Long-term digital nomads are opening up about travel fatigue, with many reporting they lose interest in exploration around the 7-8 year mark. The "hidden gem" hunting and country-collecting mentality is being replaced by quieter, more sedentary lifestyles.
A thread on r/digitalnomad asking "how many years until you started to get bored of travelling?" struck a nerve with veteran nomads. The original poster's experience—losing the craving for adventure around year 7 and becoming "content to stay in reading books or going for walks around town"—resonated across 61 comments.
The pattern repeats with remarkable consistency. Digital nomads report that the ego-driven aspects of travel—discovering "authentic" experiences, ticking off countries, hunting for the next undiscovered destination—fade somewhere between years 5 and 10. What remains is a different relationship with place, less about conquest and more about comfortable rhythms.
Multiple nomads described approaching 40 as a psychological inflection point. The endless novelty that sustained their 20s and early 30s stops feeling essential. A nice apartment, a familiar coffee shop, an established workout routine—the very things they fled home to escape—suddenly sound appealing.

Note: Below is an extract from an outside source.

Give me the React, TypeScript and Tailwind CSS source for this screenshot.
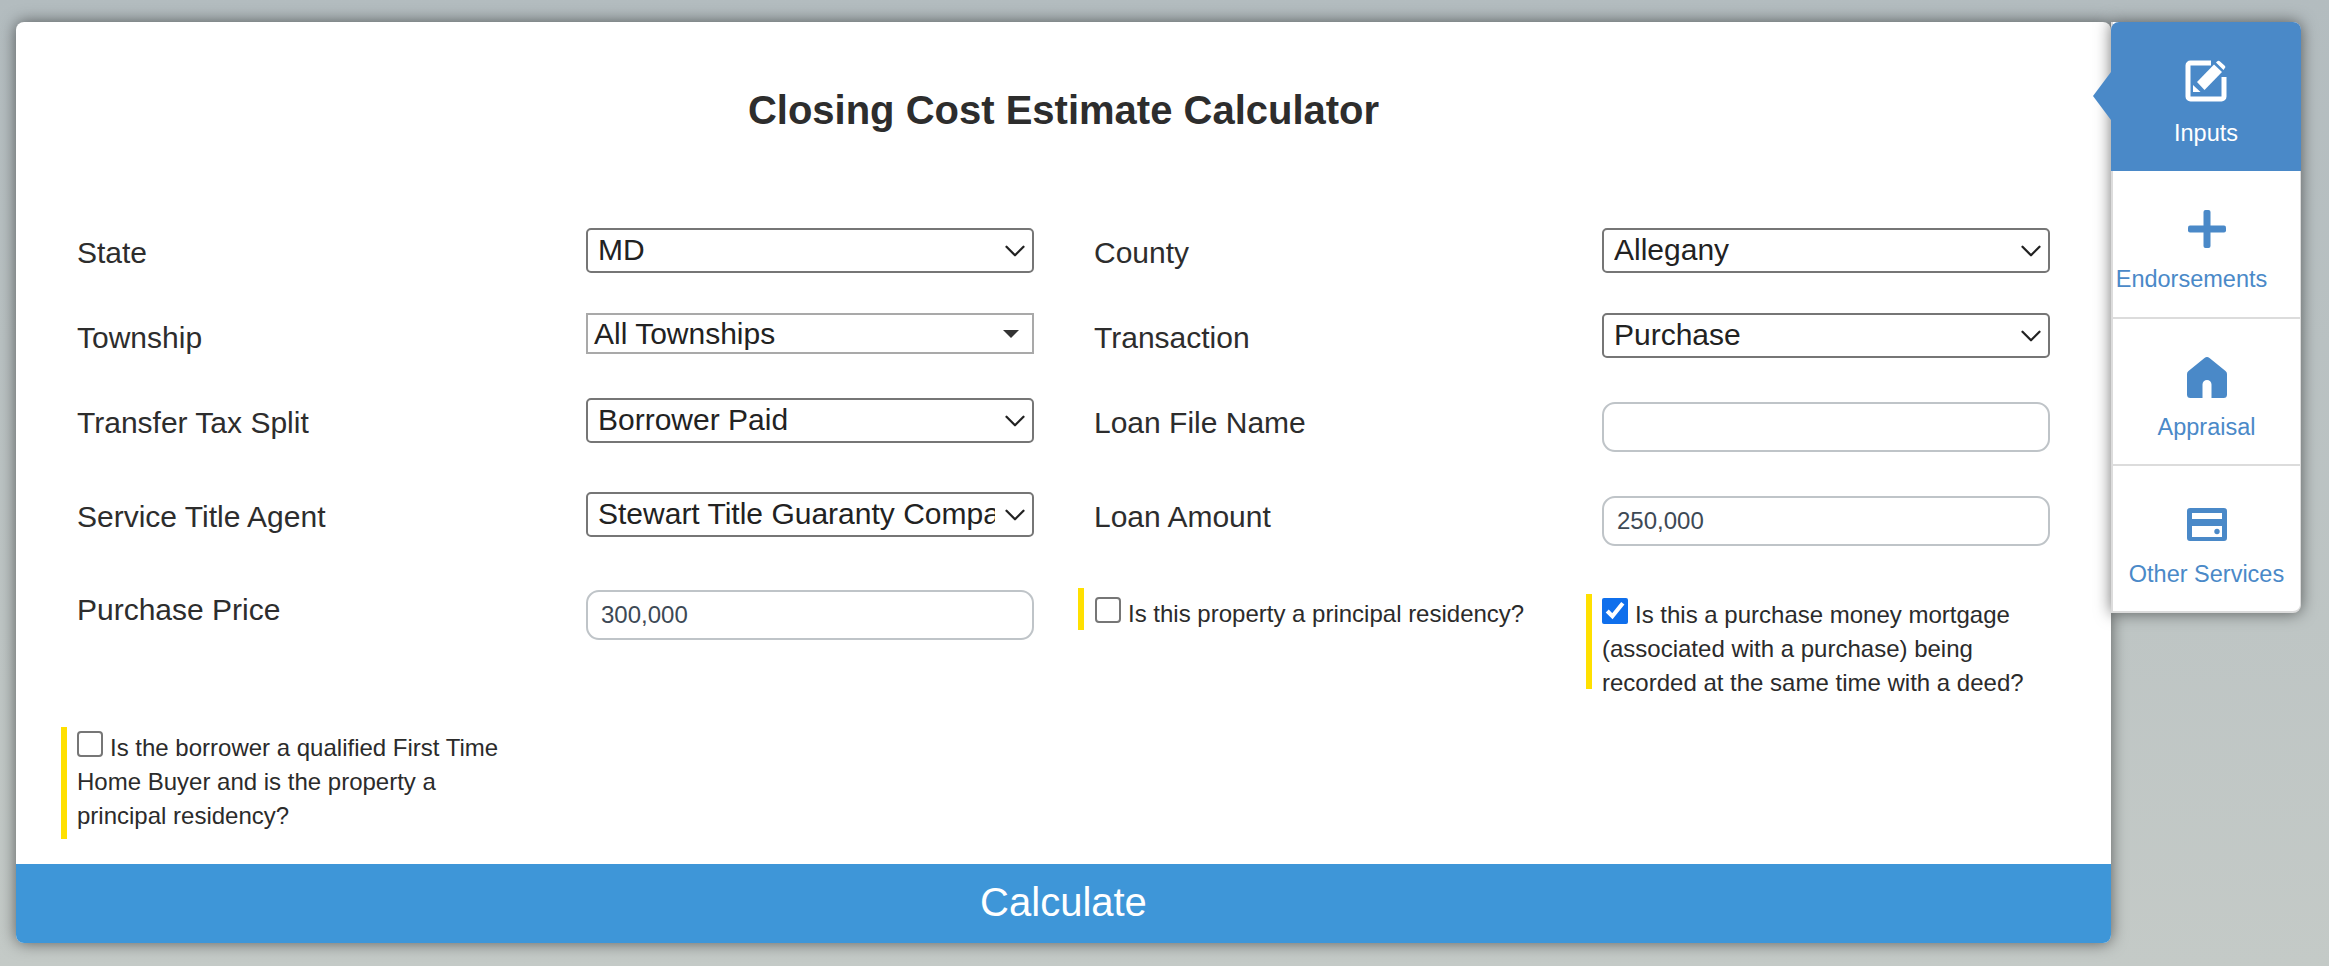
import { ChevronDown } from 'lucide-react';

const tabs = [
  { label: 'Endorsements', icon: <PlusIcon />, h: 'h-[148px]', shift: '-ml-[30px]' },
  { label: 'Appraisal', icon: <HomeIcon />, h: 'h-[147px]', shift: '' },
  { label: 'Other Services', icon: <CardIcon />, h: 'h-[145px]', shift: '' },
];

function EditIcon() {
  return (
    <svg width="42" height="42" viewBox="0 0 42 42" fill="none">
      <path
        d="M26 3H5.500A2.500 2.500 0 0 0 3 5.500v31A2.500 2.500 0 0 0 5.500 39h31a2.500 2.500 0 0 0 2.500-2.500V17"
        stroke="white"
        strokeWidth="5"
      />
      <path d="M12 22 29 4.500 37 12 19.500 30z" fill="white" />
      <path d="M31 2.500l1-1a2 2 0 0 1 3 0l4.500 4a2 2 0 0 1 0 3l-1 1.500z" fill="white" />
      <path d="M8 25v7h7.500z" fill="white" />
    </svg>
  );
}

function PlusIcon() {
  return (
    <svg width="38" height="38" viewBox="0 0 38 38">
      <rect x="15.500" y="0" width="7" height="38" rx="2" fill="#4a89c8" />
      <rect x="0" y="15.500" width="38" height="7" rx="2" fill="#4a89c8" />
    </svg>
  );
}

function HomeIcon() {
  return (
    <svg width="40" height="41" viewBox="0 0 40 41">
      <path
        d="M17.500 1 1.500 14A4 4 0 0 0 0 17v20.500A3.500 3.500 0 0 0 3.500 41H15.500V27.500a4.500 4.500 0 0 1 9 0V41h12a3.500 3.500 0 0 0 3.500-3.500V17a4 4 0 0 0-1.500-3L22.500 1a4 4 0 0 0-5 0z"
        fill="#4a89c8"
      />
    </svg>
  );
}

function CardIcon() {
  return (
    <svg width="40" height="33" viewBox="0 0 40 33">
      <path
        fillRule="evenodd"
        d="M3 0h34a3 3 0 0 1 3 3v27a3 3 0 0 1-3 3H3a3 3 0 0 1-3-3V3a3 3 0 0 1 3-3zm2 5v6h30V5zm0 13v11h30V18z"
        fill="#4a89c8"
      />
      <circle cx="30" cy="23.500" r="2.700" fill="#4a89c8" />
    </svg>
  );
}

function Label({ children, up }: { children: string; up?: boolean }) {
  return <label className={`block leading-[45px] ${up ? '-mt-[3px]' : 'mt-[2px]'}`}>{children}</label>;
}

function Select({ value }: { value: string }) {
  return (
    <div className="relative w-[448px] h-[45px]">
      <select
        defaultValue={value}
        className="block appearance-none w-full h-full border-2 border-[#767676] rounded-[5px] bg-white pl-[10px] pr-[37px] pb-[2px] text-[30px] leading-[35px] text-[#222] font-['Liberation_Sans',sans-serif]"
      >
        <option>{value}</option>
      </select>
      <ChevronDown
        size={34}
        strokeWidth={1.6}
        className="absolute right-[2px] inset-y-0 my-auto text-[#222] pointer-events-none"
      />
    </div>
  );
}

function Input({ value, offset }: { value?: string; offset?: boolean }) {
  return (
    <input
      type="text"
      defaultValue={value}
      className={`block w-[448px] h-[50px] border-2 border-[#bfc4c8] rounded-[13px] bg-white px-[13px] text-[24px] text-[#3d4955] font-['Liberation_Sans',sans-serif] ${offset ? 'mt-[4px]' : ''}`}
    />
  );
}

function Check({ children, checked, barClass }: { children: React.ReactNode; checked?: boolean; barClass: string }) {
  return (
    <div className={`border-l-[6px] border-[#ffe000] text-[24px] leading-[34px] text-[#2b2b2b] ${barClass}`}>
      <input
        type="checkbox"
        defaultChecked={checked}
        className={
          checked
            ? 'w-[26px] h-[26px] mr-[7px] align-[-1px] accent-[#0f6fec]'
            : 'appearance-none inline-block w-[26px] h-[26px] mr-[7px] align-[-1px] border-2 border-[#767676] rounded-[4px] bg-white'
        }
      />
      {children}
    </div>
  );
}

export default function App() {
  return (
    <div className="min-h-[966px] bg-gradient-to-b from-[#b3bcbf] to-[#c4cac7] pt-[22px] pl-[16px] flex items-start font-['Liberation_Sans',sans-serif]">
      <div className="w-[2095px] h-[921px] flex flex-col bg-white rounded-[8px] shadow-[0_0_16px_rgba(0,0,0,0.55)]">
        <h1 className="text-center text-[40px] font-bold text-[#2d2d2d] pt-[65px] h-[206px] leading-[46px]">
          Closing Cost Estimate Calculator
        </h1>

        <div className="flex-1 grid grid-cols-[509px_508px_508px_448px] grid-rows-[85px_85px_94px_98px_137px_auto] pl-[61px] text-[30px] text-[#2d2d2d]">
          <Label>State</Label>
          <Select value="MD" />
          <Label>County</Label>
          <Select value="Allegany" />

          <Label>Township</Label>
          <div className="flex items-center justify-between w-[448px] h-[41px] border-2 border-[#a9a9a9] pl-[6px] pr-[13px] text-[#222]">
            <span>All Townships</span>
            <span className="w-0 h-0 border-x-[8px] border-t-[8px] border-x-transparent border-t-[#333]" />
          </div>
          <Label>Transaction</Label>
          <Select value="Purchase" />

          <Label>Transfer Tax Split</Label>
          <Select value="Borrower Paid" />
          <Label>Loan File Name</Label>
          <Input offset />

          <Label>Service Title Agent</Label>
          <Select value="Stewart Title Guaranty Company" />
          <Label>Loan Amount</Label>
          <Input value="250,000" offset />

          <Label up>Purchase Price</Label>
          <Input value="300,000" />
          <div className="-ml-[16px] -mt-[2px]">
            <Check barClass="h-[42px] pl-[11px] pt-[9px]">Is this property a principal residency?</Check>
          </div>
          <div className="-ml-[16px]">
            <Check checked barClass="h-[95px] pl-[10px] mt-[4px] pt-[4px]">
              Is this a purchase money mortgage (associated with a purchase) being recorded at the same time with a deed?
            </Check>
          </div>

          <div className="w-[445px] -ml-[16px]">
            <Check barClass="pl-[10px] pt-[4px] pb-[6px]">
              Is the borrower a qualified First Time Home Buyer and is the property a principal residency?
            </Check>
          </div>
        </div>

        <button
          type="button"
          className="h-[79px] bg-[#3e96d8] text-white text-[40px] pb-[3px] rounded-b-[8px]"
        >
          Calculate
        </button>
      </div>

      <div className="relative w-[190px] h-[591px] bg-white rounded-r-[8px] border-l-2 border-b-2 border-r border-[#dcdcdc] shadow-[0_0_16px_rgba(0,0,0,0.55)] flex flex-col text-[23.5px] text-[#4a89c8]">
        <div className="relative -ml-[2px] -mr-px h-[149px] bg-[#4a89c8] rounded-t-[8px] flex flex-col items-center pt-[38px] text-white">
          <span className="absolute -left-[18px] top-[50px] w-0 h-0 border-y-[24px] border-r-[18px] border-y-transparent border-r-[#4a89c8]" />
          <EditIcon />
          <span className="mt-[14px]">Inputs</span>
        </div>
        {tabs.map((tab, i) => (
          <div
            key={tab.label}
            className={`${tab.h} flex flex-col items-center pt-[39px] ${i < 2 ? 'border-b-2 border-[#dcdcdc]' : ''}`}
          >
            <div className="h-[38px] flex items-center">{tab.icon}</div>
            <span className={`mt-[14px] whitespace-nowrap ${tab.shift}`}>{tab.label}</span>
          </div>
        ))}
      </div>
    </div>
  );
}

The evolution isn't failure; it's maturation. Several long-term nomads distinguished between "getting bored of traveling" and "getting bored of being a tourist." They still travel, but slower, with less compulsion to see everything or document it for social media validation.
One commenter captured the shift: "I just no longer cared about discovering the new hidden gem or searching for an 'authentic' cultural experience. When I got near 40, I just stopped craving adventure and became content to stay in reading books or going for walks around town."
The next phase often involves slow nomading—spending months in a single city, developing actual routines, getting to know locals beyond transactional interactions. Some eventually stop calling themselves nomads altogether, settling semi-permanently in an adopted home while maintaining the option to leave.